Withdrawing your support is giving the narcissist exactly what they want – total control over their victim and makes the victim dependent on the narcissist and reinforces what the narcissist is telling them; that they (the narcissist) is the only one they can rely on, the only one who truly loves them and that they are flawed in some way, why else would someone they cared about turn their back on them?

* Do not expect the victim to return to their “old self” immediately after leaving the narcissist.

The longer a person is involved with a narcissist the more damage is done to the person’s self confidence, their esteem and even their perception of reality. That does not heal quickly, sometimes never. The victim has been abused at a soul level, comparable to a prisoner of war, a rape victim, a hostage; they can probably not even adequately describe what they have been through. In many cases they have blocked much of the abuse or minimized it; which is typical of a person in highly dangerous situation and was part of their attempts at survival.

– Many people leaving a relationship with a narcissist suffer from Post Traumatic Stress Disorder and should get help from a professional for that, someone who is familiar with Narcissism and the effect on the victims.

*Do not believe anything the narcissist tells you, he will try anything to discredit the victim and make them appear to be the crazy one and it is the narcissist who is the victim.

You can almost guarantee that whatever the narcissist is saying is the exact opposite of the truth. If he is saying she was unfaithful; it was him cheating. If he says she spent all the money; it was he who spent money.

Remember the narcissist is an award winning actor, he’s been doing it his whole life, if he does admit to any wrong doing it will be part of his plans to manipulate the situation in his favor.

*Do not show the narcissist any sympathy!
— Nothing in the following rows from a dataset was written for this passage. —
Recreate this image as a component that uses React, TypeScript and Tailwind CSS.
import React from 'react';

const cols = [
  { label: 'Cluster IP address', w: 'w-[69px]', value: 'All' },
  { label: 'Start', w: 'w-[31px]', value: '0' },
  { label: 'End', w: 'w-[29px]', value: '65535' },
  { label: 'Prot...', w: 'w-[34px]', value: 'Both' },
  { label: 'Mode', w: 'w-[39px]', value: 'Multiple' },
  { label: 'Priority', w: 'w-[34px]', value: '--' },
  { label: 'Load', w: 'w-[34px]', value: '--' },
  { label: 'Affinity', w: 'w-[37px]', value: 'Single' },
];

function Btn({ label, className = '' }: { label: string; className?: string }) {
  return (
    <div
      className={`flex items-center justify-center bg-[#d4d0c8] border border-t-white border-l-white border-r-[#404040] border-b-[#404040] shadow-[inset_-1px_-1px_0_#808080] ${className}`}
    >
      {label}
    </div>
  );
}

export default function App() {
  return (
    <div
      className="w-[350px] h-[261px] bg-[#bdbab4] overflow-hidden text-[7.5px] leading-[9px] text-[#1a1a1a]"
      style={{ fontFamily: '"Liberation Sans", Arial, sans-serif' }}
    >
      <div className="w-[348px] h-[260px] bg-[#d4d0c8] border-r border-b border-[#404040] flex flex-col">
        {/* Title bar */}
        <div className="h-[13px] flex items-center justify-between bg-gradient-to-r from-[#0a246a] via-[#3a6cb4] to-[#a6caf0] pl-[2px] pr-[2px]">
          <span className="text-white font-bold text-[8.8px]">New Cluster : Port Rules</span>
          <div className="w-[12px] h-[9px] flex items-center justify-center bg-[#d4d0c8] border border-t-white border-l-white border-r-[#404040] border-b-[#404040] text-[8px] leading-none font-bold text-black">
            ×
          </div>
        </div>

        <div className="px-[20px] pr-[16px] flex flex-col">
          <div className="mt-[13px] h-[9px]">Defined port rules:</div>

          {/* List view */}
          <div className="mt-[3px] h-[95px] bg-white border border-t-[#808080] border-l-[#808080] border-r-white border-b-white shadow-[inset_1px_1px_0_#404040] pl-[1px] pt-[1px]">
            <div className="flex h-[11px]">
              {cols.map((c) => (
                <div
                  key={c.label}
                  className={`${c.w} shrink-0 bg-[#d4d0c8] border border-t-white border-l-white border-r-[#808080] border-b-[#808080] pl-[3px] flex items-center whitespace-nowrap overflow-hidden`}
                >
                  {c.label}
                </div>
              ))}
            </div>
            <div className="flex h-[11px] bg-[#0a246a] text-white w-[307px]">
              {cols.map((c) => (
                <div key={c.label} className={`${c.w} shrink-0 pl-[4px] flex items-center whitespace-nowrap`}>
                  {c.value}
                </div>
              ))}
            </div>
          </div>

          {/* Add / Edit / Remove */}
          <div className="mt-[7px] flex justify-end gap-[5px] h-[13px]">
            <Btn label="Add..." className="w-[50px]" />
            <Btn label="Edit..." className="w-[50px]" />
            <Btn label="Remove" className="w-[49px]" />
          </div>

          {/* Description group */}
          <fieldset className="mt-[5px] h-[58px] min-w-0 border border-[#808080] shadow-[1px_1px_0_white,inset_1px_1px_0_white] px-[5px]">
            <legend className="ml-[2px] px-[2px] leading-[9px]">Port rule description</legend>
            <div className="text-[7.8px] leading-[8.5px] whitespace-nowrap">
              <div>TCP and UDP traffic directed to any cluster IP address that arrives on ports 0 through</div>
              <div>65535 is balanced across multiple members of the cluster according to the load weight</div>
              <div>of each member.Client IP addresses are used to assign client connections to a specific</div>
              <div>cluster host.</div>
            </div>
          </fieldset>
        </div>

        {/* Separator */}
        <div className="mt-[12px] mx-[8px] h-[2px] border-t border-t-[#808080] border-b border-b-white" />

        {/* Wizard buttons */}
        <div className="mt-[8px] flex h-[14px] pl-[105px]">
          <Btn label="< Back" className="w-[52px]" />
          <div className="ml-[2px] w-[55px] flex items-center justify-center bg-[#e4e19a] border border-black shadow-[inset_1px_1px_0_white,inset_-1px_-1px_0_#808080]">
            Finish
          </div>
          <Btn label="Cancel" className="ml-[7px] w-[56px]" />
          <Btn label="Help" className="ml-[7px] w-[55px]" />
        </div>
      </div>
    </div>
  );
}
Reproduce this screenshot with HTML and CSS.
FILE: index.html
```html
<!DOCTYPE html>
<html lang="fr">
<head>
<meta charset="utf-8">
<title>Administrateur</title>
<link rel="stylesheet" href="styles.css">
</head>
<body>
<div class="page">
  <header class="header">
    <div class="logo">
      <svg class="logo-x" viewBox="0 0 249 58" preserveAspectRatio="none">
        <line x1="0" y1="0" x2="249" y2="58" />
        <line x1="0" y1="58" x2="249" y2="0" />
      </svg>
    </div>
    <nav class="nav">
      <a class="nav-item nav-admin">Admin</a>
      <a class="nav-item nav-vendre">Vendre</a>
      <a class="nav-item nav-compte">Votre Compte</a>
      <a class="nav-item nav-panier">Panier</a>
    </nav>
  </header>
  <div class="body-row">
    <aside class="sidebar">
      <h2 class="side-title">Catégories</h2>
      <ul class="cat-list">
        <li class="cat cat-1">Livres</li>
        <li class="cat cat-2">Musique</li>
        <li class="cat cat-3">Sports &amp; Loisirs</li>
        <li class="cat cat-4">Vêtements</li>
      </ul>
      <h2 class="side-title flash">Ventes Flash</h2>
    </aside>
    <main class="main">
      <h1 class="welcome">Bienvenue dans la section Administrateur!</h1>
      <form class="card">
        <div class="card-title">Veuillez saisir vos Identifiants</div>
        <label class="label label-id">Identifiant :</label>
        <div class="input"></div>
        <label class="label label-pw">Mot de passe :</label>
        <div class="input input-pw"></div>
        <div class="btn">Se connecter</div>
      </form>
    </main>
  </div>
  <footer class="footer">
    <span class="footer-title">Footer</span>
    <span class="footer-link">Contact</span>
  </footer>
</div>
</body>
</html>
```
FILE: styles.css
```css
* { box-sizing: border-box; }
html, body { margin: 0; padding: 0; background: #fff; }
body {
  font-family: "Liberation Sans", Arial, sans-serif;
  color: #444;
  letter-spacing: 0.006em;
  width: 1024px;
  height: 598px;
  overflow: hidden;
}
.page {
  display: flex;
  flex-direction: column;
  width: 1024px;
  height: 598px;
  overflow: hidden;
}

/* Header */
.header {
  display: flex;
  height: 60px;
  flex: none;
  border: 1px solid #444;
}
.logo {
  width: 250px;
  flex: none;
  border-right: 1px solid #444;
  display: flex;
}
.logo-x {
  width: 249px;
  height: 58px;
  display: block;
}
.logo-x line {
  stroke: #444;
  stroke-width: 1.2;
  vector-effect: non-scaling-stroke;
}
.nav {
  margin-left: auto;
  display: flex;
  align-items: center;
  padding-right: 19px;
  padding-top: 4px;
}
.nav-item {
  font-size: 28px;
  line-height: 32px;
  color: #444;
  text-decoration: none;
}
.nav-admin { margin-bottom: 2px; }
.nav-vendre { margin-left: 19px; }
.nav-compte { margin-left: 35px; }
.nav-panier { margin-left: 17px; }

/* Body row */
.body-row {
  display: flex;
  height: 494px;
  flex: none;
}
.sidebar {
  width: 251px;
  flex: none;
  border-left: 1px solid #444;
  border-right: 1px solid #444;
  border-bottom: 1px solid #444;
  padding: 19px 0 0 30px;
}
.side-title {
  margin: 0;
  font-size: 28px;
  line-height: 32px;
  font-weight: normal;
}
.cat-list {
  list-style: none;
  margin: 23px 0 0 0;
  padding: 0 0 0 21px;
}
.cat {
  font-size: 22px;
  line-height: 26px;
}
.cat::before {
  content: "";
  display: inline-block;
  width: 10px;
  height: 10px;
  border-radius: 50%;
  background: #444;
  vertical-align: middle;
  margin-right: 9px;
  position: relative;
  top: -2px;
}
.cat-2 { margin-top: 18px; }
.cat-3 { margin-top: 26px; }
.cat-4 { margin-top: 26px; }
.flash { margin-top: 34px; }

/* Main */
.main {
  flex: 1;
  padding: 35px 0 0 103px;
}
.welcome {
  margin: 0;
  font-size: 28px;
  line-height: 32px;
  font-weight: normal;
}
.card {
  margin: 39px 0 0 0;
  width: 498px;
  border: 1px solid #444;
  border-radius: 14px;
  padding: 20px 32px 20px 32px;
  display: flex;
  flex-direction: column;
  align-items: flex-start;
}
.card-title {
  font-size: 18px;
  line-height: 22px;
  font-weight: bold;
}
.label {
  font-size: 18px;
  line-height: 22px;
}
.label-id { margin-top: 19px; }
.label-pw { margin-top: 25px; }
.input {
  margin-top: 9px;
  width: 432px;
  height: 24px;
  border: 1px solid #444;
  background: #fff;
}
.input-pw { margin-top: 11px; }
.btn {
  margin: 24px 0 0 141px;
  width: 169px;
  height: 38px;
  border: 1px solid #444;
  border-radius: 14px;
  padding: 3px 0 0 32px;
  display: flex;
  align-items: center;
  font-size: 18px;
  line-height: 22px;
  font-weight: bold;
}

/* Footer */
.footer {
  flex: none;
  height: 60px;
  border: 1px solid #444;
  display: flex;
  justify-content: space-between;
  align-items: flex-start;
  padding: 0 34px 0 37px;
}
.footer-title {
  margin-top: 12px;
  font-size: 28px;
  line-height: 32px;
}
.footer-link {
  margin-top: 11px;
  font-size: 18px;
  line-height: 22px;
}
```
One of the tactics often used by a narcissist (especially when he feels he is losing ground) is to use other people as pawns in his efforts to control his victim.
The victim needs no reasons to feel sorry for the narcissist, if they see you are sympathetic to his cause they will doubt they are doing the right thing by leaving.

*Do not be overly critical of the narcissist to the point of the victim feeling they must defend him; remember the narcissist uses guilt as a means of manipulation. You don’t want the victim to feel she has done anything wrong by confiding in you.

The To-Do List:

*Research Narcissism

There are hundreds of support groups, forums, advice sites and sites giving professional opinions.

No one can understand the power a narcissist has over his victim or how
he gained that control or why a victim finds it so hard to leave. Unless you have been there it is impossible, but by reading other people’s accounts of their experiences you will come to realize it is very common and perhaps develop some compassion for the loved one you are trying to help.

*Reinforce that the victim is NOT responsible for the abuse, it is the narcissist that is sick and they can not save him.

-You will have to do this often, once out of your company and back home with the narcissist the narcissist will work over time to extinguish any confidence the victim might have acquired while with you. It is a constant roller coaster ride in emotional hell and you might be the only person who can counter the insanity of living with a narcissist.


When the victim tells you of abuse, infidelity or any other mistreatment by the narcissist make note of it; if there is any physical abuse try to take pictures even if she refuses to press charges. It is actually best if she doesn’t keep records herself because the narcissist IS going through her stuff whether she realizes it or not and if he finds it he will destroy it and “punish” her in some way. But this information will come in handy in the future as:
Proof there was abuse should she have to go to court or get a restraining order.
A reminder for the victim of what she had to live with when her resolve weakens.
Proof of the truth in defense of the lies the narcissist will inevitably tell anyone who will listen.

*Be There!!!

I know it is frustrating to hear the victim cry about the abuse and then they don’t leave or they leave and go back, but you need to be her voice of reason and sanity. You must understand that narcissists are experts at making someone feel crazy.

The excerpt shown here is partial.